__INFORMATION SHOWN__.
· · · · ·
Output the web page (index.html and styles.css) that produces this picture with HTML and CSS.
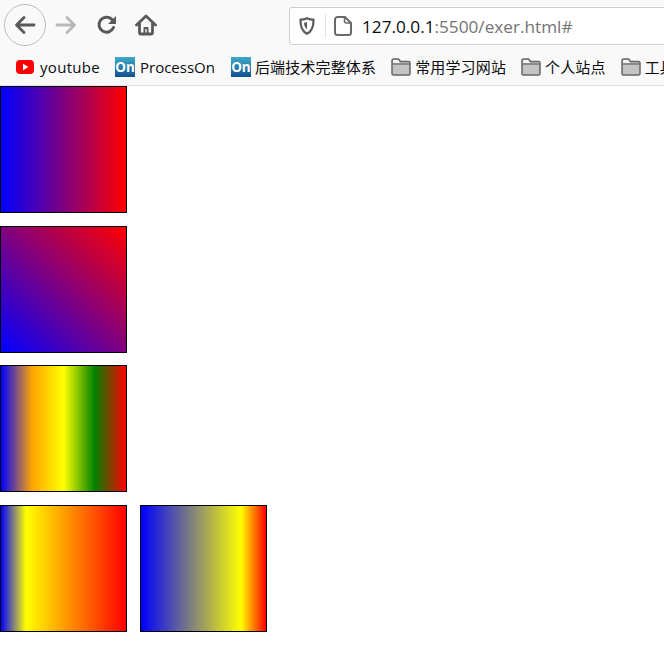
· · · · ·
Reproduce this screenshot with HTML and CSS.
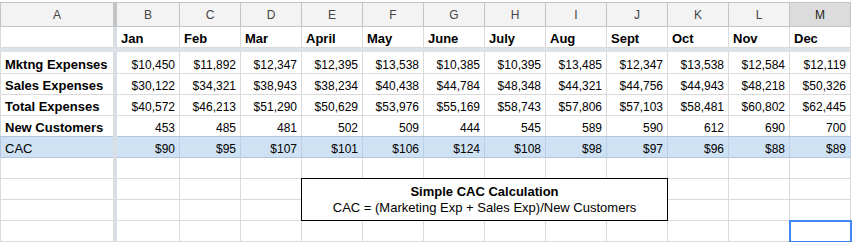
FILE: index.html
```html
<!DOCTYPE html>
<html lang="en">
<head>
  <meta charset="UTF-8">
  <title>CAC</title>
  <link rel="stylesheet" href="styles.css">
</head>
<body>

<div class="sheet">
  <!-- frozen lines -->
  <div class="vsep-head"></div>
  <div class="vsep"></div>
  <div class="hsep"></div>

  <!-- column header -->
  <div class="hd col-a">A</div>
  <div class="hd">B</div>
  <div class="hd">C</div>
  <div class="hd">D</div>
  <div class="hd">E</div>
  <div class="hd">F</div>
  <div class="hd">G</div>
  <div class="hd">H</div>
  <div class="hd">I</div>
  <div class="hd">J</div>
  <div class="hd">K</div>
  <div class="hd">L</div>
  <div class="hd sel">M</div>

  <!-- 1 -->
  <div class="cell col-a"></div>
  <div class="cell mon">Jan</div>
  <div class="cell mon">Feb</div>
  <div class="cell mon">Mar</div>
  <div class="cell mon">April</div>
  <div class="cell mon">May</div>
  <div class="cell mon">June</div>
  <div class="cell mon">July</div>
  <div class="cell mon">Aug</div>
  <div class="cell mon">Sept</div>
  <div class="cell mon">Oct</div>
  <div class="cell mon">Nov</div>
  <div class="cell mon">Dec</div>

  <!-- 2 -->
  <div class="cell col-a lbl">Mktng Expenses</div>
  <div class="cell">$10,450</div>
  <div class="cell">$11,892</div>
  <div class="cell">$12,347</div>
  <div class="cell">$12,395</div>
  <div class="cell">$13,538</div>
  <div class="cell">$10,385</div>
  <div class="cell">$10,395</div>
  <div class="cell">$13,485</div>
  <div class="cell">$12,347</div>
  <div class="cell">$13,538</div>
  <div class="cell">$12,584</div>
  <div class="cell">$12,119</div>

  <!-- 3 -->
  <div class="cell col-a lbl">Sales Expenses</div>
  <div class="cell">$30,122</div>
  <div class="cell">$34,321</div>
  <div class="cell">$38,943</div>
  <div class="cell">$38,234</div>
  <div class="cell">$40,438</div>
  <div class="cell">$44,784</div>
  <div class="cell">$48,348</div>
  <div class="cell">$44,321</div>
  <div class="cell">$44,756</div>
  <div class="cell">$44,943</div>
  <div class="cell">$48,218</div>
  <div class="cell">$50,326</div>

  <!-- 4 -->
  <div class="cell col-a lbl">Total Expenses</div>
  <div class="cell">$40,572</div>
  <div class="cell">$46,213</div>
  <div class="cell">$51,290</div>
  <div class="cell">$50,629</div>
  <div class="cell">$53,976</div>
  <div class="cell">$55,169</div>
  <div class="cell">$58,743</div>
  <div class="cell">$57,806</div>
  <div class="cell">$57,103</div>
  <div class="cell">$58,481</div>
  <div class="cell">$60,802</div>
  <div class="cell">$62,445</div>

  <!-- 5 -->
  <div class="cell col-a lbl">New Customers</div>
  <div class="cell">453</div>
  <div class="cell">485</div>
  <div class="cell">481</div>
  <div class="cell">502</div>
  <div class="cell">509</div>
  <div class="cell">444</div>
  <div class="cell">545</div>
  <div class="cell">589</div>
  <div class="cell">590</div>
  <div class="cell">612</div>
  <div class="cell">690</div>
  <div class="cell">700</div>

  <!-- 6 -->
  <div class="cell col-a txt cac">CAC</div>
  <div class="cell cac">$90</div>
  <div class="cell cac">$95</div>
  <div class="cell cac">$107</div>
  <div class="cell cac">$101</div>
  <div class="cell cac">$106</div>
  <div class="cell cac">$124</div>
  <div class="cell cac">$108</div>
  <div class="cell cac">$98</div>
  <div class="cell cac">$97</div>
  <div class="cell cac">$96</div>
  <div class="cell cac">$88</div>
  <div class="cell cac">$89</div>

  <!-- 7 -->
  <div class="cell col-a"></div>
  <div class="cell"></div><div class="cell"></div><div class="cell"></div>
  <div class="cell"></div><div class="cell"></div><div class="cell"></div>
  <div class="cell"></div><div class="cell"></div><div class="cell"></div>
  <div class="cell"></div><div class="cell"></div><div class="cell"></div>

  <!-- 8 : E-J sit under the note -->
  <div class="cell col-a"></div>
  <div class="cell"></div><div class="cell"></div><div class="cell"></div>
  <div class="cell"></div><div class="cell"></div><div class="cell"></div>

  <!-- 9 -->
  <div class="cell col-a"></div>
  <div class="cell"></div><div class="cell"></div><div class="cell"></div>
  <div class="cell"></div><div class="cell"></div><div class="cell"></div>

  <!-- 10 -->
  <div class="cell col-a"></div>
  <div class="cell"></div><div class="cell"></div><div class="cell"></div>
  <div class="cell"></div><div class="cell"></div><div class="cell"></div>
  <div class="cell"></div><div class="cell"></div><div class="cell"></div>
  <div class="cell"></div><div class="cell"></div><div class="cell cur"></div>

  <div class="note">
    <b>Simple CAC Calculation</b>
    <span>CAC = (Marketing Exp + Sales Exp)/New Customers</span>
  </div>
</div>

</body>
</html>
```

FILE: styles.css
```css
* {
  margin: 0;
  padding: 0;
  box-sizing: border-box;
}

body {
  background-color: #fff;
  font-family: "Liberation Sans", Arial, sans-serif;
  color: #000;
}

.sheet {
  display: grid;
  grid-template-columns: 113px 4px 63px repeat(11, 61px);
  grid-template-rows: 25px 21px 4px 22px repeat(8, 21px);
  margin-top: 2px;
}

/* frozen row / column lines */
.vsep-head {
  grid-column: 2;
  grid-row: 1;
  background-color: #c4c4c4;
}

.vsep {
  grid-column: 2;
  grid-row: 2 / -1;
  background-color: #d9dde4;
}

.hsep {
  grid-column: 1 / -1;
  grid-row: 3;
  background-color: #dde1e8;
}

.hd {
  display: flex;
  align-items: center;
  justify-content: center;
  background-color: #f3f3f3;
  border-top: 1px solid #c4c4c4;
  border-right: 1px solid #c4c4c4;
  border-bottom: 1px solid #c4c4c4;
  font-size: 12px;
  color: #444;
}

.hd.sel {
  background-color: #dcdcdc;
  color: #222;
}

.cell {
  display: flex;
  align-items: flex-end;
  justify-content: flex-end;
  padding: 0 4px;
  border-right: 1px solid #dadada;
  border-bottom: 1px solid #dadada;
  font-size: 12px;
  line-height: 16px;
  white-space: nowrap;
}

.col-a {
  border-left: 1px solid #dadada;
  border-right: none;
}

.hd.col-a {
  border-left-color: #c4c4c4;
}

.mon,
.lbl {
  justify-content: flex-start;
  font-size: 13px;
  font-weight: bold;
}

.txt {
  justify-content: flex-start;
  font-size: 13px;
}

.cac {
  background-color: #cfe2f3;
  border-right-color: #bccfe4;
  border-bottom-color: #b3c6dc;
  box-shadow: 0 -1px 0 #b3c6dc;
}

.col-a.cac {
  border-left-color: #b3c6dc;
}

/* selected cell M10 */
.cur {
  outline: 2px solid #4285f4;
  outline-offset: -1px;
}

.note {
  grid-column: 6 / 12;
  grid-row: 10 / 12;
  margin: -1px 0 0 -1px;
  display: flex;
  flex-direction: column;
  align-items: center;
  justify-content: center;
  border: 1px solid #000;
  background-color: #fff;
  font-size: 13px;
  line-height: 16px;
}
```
· · · · ·
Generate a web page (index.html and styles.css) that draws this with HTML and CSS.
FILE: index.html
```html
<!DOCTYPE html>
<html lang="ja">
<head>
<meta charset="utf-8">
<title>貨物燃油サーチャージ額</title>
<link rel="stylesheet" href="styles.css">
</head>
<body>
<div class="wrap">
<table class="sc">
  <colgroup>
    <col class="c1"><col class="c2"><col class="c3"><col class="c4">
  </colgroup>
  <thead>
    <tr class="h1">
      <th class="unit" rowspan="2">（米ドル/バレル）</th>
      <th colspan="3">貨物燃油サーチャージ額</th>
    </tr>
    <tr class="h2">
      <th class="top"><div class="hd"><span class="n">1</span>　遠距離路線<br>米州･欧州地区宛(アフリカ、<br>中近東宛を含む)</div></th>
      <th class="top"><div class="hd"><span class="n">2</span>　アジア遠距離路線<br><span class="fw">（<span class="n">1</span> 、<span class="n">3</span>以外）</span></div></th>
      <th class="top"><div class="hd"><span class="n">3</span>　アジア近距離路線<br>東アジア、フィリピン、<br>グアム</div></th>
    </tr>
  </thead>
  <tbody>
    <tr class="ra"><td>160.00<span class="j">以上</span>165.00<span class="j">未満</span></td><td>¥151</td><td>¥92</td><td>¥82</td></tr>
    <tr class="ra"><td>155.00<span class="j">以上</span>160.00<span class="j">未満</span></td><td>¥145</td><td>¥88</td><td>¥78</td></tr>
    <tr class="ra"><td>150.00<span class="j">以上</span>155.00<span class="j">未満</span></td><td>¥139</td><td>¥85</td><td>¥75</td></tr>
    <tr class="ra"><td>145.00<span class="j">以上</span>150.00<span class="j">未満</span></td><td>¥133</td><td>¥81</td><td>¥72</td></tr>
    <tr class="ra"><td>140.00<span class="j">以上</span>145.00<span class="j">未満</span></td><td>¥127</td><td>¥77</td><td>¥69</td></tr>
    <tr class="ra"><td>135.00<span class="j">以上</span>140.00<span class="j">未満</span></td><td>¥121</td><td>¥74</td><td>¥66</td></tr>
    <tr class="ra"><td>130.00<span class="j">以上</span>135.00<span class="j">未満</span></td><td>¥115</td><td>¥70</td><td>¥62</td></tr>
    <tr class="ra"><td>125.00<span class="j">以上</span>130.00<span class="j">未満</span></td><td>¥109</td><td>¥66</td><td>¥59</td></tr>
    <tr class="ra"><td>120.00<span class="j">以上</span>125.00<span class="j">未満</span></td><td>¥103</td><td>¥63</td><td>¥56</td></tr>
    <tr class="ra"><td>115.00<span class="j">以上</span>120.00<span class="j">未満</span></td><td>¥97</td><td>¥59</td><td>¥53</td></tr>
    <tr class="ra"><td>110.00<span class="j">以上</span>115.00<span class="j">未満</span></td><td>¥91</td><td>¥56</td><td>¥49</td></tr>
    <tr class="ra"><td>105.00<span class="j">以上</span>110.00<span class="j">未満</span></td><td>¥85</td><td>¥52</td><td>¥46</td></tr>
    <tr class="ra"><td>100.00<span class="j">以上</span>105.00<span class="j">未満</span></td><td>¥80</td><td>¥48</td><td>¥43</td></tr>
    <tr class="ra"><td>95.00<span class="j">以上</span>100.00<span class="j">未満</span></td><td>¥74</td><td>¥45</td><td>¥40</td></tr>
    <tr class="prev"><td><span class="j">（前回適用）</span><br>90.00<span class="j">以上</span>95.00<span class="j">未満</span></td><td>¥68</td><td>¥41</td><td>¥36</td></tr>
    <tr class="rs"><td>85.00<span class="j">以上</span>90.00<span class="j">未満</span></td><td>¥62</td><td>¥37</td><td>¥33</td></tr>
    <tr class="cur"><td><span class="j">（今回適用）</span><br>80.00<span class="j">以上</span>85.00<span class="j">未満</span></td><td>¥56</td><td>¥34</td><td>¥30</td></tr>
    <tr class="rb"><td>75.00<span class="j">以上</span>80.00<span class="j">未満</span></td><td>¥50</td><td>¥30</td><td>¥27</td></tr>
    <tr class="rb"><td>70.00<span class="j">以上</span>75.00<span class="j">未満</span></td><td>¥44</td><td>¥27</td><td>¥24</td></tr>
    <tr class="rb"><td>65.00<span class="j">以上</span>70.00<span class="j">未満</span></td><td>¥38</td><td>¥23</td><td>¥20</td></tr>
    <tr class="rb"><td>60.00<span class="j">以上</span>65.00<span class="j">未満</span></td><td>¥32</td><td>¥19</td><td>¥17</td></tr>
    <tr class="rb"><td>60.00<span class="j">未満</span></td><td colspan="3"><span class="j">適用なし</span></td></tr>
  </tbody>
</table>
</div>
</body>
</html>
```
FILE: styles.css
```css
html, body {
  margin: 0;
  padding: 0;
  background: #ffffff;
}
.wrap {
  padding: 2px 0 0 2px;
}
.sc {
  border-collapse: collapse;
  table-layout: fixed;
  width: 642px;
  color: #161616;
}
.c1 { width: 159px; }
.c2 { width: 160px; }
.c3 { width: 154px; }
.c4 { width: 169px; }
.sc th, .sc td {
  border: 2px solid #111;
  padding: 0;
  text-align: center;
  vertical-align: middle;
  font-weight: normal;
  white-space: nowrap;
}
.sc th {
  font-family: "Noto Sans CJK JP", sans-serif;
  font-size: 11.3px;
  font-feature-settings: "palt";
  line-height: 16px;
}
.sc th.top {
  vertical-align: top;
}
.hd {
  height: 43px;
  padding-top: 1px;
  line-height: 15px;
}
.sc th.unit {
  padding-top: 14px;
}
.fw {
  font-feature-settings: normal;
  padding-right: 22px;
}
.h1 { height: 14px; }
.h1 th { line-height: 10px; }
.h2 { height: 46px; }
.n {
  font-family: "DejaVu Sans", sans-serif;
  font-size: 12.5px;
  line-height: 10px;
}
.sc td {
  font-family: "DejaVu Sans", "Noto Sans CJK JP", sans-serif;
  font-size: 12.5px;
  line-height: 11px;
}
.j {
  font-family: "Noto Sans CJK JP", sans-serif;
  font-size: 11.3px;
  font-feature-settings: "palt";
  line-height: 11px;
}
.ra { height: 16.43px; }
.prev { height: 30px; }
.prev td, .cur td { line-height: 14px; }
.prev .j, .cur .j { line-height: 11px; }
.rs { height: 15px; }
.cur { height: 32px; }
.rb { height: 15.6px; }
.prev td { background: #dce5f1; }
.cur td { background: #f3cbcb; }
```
· · · · ·
Copy every line in the listing above where the string "styles" turns up.

Output the web page (index.html and styles.css) that produces this picture with HTML and CSS.
  <link rel="stylesheet" href="styles.css">
FILE: styles.css
Generate a web page (index.html and styles.css) that draws this with HTML and CSS.
<link rel="stylesheet" href="styles.css">
FILE: styles.css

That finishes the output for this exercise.